Show all lines of the listing that hold the word "components".

───── INFORMATION SUPPLIED ─────

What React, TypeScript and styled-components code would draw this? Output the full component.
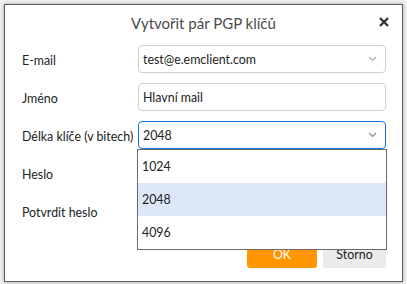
import React from "react";
import styled, { createGlobalStyle } from "styled-components";

const GlobalStyle = createGlobalStyle`
  html, body {
    margin: 0;
    padding: 0;
    background: #f2f2f2;
  }
  body {
    font-family: Lato, "Open Sans", sans-serif;
  }
`;

const Window = styled.div`
  box-sizing: border-box;
  margin: 4px;
  width: 399px;
  height: 278px;
  background: #fff;
  border: 1px solid #5e5e5e;
  box-shadow: 0 0 4px rgba(0, 0, 0, 0.35);
  display: flex;
  flex-direction: column;
`;

const TitleBar = styled.div`
  height: 35px;
  position: relative;
  display: flex;
  align-items: center;
  justify-content: center;
  font-size: 15px;
  color: #4a4a4a;
`;

const CloseButton = styled.div`
  position: absolute;
  right: 12px;
  top: 11px;
  width: 12px;
  height: 12px;
  display: flex;
  cursor: pointer;
`;

const Form = styled.div`
  display: grid;
  grid-template-columns: 116px 248px;
  grid-auto-rows: 28px;
  row-gap: 10px;
  padding: 5px 0 0 17px;
`;

const Label = styled.div`
  display: flex;
  align-items: center;
  white-space: nowrap;
  font-size: 12.4px;
  color: #222;
  padding-top: 2px;
`;

const Field = styled.div<{ $focused?: boolean }>`
  position: relative;
  box-sizing: border-box;
  border: 1px solid ${({ $focused }) => ($focused ? "#1a73d9" : "#d0d0d0")};
  border-radius: 4px;
  display: flex;
  align-items: center;
  padding: 0 4px;
  font-size: 12.4px;
  color: #222;
  background: #fff;
`;

const FieldText = styled.span`
  flex: 1;
`;

const Chevron = styled.svg`
  width: 9px;
  height: 6px;
  margin-right: 4px;
`;

const List = styled.div`
  position: absolute;
  left: -2px;
  right: -2px;
  top: 27px;
  box-sizing: border-box;
  border: 1px solid #6a6a6a;
  background: #fff;
  z-index: 5;
`;

const Item = styled.div<{ $active?: boolean }>`
  height: 33px;
  display: flex;
  align-items: center;
  padding-left: 4px;
  font-size: 12.4px;
  color: #222;
  background: ${({ $active }) => ($active ? "#dce8f8" : "#fff")};
`;

const Footer = styled.div`
  display: flex;
  justify-content: flex-end;
  gap: 6px;
  padding: 15px 16px 0 0;
`;

const Button = styled.button<{ $primary?: boolean }>`
  height: 28px;
  width: ${({ $primary }) => ($primary ? "70px" : "63px")};
  border: none;
  border-radius: 3px;
  font-family: inherit;
  font-size: 12.4px;
  background: ${({ $primary }) => ($primary ? "#ff9500" : "#ebebeb")};
  color: ${({ $primary }) => ($primary ? "#fff" : "#222")};
  padding: 0;
`;

const ChevronIcon = ({ color }: { color: string }) => (
  <Chevron viewBox="0 0 9 6">
    <path d="M1 1 L4.5 4.5 L8 1" fill="none" stroke={color} strokeWidth="1.2" />
  </Chevron>
);

export default function App() {
  return (
    <>
      <GlobalStyle />
      <Window>
        <TitleBar>
          Vytvořit pár PGP klíčů
          <CloseButton>
            <svg width="12" height="12" viewBox="0 0 12 12">
              <path d="M2 2 L10 10 M10 2 L2 10" stroke="#333" strokeWidth="2.4" />
            </svg>
          </CloseButton>
        </TitleBar>
        <Form>
          <Label>E-mail</Label>
          <Field>
            <FieldText>test@e.emclient.com</FieldText>
            <ChevronIcon color="#b0b0b0" />
          </Field>
          <Label>Jméno</Label>
          <Field>
            <FieldText>Hlavní mail</FieldText>
          </Field>
          <Label>Délka klíče (v bitech)</Label>
          <Field $focused>
            <FieldText>2048</FieldText>
            <ChevronIcon color="#8a8a8a" />
            <List>
              <Item>1024</Item>
              <Item $active>2048</Item>
              <Item>4096</Item>
            </List>
          </Field>
          <Label>Heslo</Label>
          <Field />
          <Label>Potvrdit heslo</Label>
          <Field />
        </Form>
        <Footer>
          <Button $primary>OK</Button>
          <Button>Storno</Button>
        </Footer>
      </Window>
    </>
  );
}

─────

THE RESULT »
What React, TypeScript and styled-components code would draw this? Output the full component.
import styled, { createGlobalStyle } from "styled-components";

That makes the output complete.